Les intervenants sur ce marché sont nombreux et de statuts très divers, ce qui, loin d’être un handicap, constitue une richesse. Citons, à titre d’exemple, les marchands d’art, qui, à la différence des salles de ventes, ne sont pas que l’interface entre le vendeur et l’acheteur : ce sont des professionnels investis dans un champ particulier qu’ils connaissent bien.

Leur travail est un long processus consistant à repérer des artistes, même méconnus, à acheter leurs œuvres, à les valoriser, à informer les clients et à conseiller les collectionneurs. Au-delà de cette activité apparemment mercantile, les marchands d’art remplissent un rôle éducatif et culturel auprès du public.

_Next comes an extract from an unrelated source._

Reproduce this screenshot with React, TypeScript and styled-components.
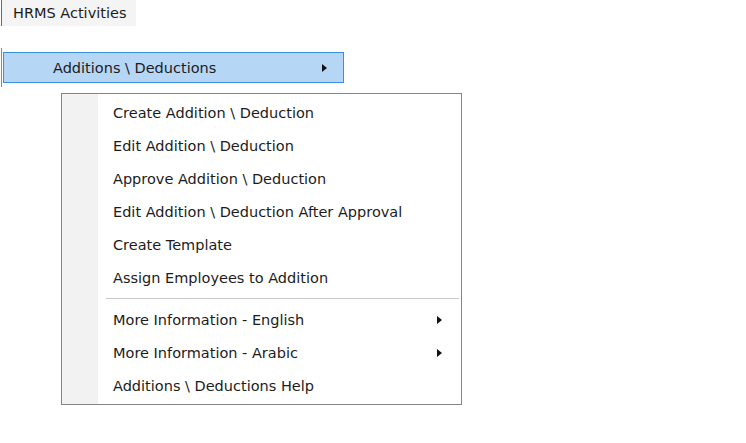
import React from "react";
import styled, { createGlobalStyle } from "styled-components";

const GlobalStyle = createGlobalStyle`
  html, body {
    margin: 0;
    padding: 0;
    background: #ffffff;
    width: 746px;
    height: 443px;
    overflow: hidden;
  }
  body {
    font-family: Tahoma, "DejaVu Sans", "Liberation Sans", sans-serif;
    font-size: 14.5px;
    color: #1c1c1c;
  }
`;

const Page = styled.div`
  display: flex;
  flex-direction: column;
  align-items: flex-start;
`;

const Header = styled.div`
  display: flex;
  align-items: center;
  width: 135px;
  height: 26px;
  margin-left: 1px;
  padding-left: 11px;
  box-sizing: border-box;
  border-left: 1px solid #6b6b6b;
  background: #f4f4f4;
`;

const ActiveRow = styled.div`
  display: flex;
  align-items: center;
  margin-top: 22px;
  margin-left: 1px;
  padding: 4px 0;
  border-left: 1px solid #8a8a8a;
`;

const ActiveItem = styled.div`
  display: flex;
  align-items: center;
  justify-content: space-between;
  width: 341px;
  height: 31px;
  margin-left: 1px;
  box-sizing: border-box;
  padding: 0 16px 0 49px;
  background: #b6d6f6;
  border: 1px solid #3b8fe3;
`;

const Arrow = styled.span`
  width: 0;
  height: 0;
  border-top: 4px solid transparent;
  border-bottom: 4px solid transparent;
  border-left: 5px solid #111;
`;

const Menu = styled.div`
  display: flex;
  flex-direction: column;
  margin-top: 6px;
  margin-left: 61px;
  width: 401px;
  box-sizing: border-box;
  padding: 2px 2px 2px 1px;
  border: 1px solid #858585;
  background: linear-gradient(to right, #f2f2f2 0, #f2f2f2 36px, #ffffff 36px);
`;

const Item = styled.div`
  display: flex;
  align-items: center;
  justify-content: space-between;
  height: 33px;
  padding: 0 17px 0 50px;
`;

const Separator = styled.div`
  height: 9px;
  display: flex;
  align-items: center;
  padding-left: 43px;

  &::after {
    content: "";
    flex: 1;
    height: 1px;
    background: #c8c8c8;
    box-shadow: 0 1px 0 #ffffff;
  }
`;

type MenuEntry = { label: string; sub?: boolean } | "sep";

const entries: MenuEntry[] = [
  { label: "Create Addition \\ Deduction" },
  { label: "Edit Addition \\ Deduction" },
  { label: "Approve Addition \\ Deduction" },
  { label: "Edit Addition \\ Deduction After Approval" },
  { label: "Create Template" },
  { label: "Assign Employees to Addition" },
  "sep",
  { label: "More Information - English", sub: true },
  { label: "More Information - Arabic", sub: true },
  { label: "Additions \\ Deductions Help" },
];

export default function App() {
  return (
    <Page>
      <GlobalStyle />
      <Header>HRMS Activities</Header>
      <ActiveRow>
        <ActiveItem>
          <span>Additions \ Deductions</span>
          <Arrow />
        </ActiveItem>
      </ActiveRow>
      <Menu>
        {entries.map((e, i) =>
          e === "sep" ? (
            <Separator key={i} />
          ) : (
            <Item key={i}>
              <span>{e.label}</span>
              {e.sub && <Arrow />}
            </Item>
          )
        )}
      </Menu>
    </Page>
  );
}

Grâce à ces différents acteurs répartis sur tout le territoire, nous disposons d’un maillage territorial qui assure le maintien d’une économie locale dont nous avons besoin.

Avec la mainmise donnée aux grosses maisons de ventes à travers cette proposition, le caractère puissamment spéculatif du marché de l’art sera renforcé et ces petits acteurs n’auront plus qu’à mettre la clé sous la porte.

Telles sont peut-être les réelles conséquences de cette proposition de loi !

En résumé, aussi bien pour les raisons que pour les conséquences de ce texte, nous sommes bien loin d’être convaincus. Nous avons, au contraire, de bonnes raisons d’être inquiets de cette réforme.

Il s’agit d’une application purement doctrinale de la directive européenne Services, qui dérégulera un marché spécifique au profit d’une poignée de grosses sociétés et qui niera nos spécificités culturelles en important des techniques de vente libérales, qui sont la cause de la fermeture de 30 % des galeristes en Angleterre.

Mes chers collègues, si effectivement le marché de l’art est confronté à des évolutions et, s’il est vrai que notre pays n’occupe désormais que la quatrième place du marché mondial des ventes aux enchères, il est aussi vrai que le marché français se tient bien et que, depuis 2002, le montant des ventes volontaires a augmenté de presque 30 %. D’ailleurs, je le rappelle, c’est grâce à quelques marchands français que Paris est redevenue la capitale du dessin.

Pour toutes ces raisons, nous réitérerons notre rejet de ce texte.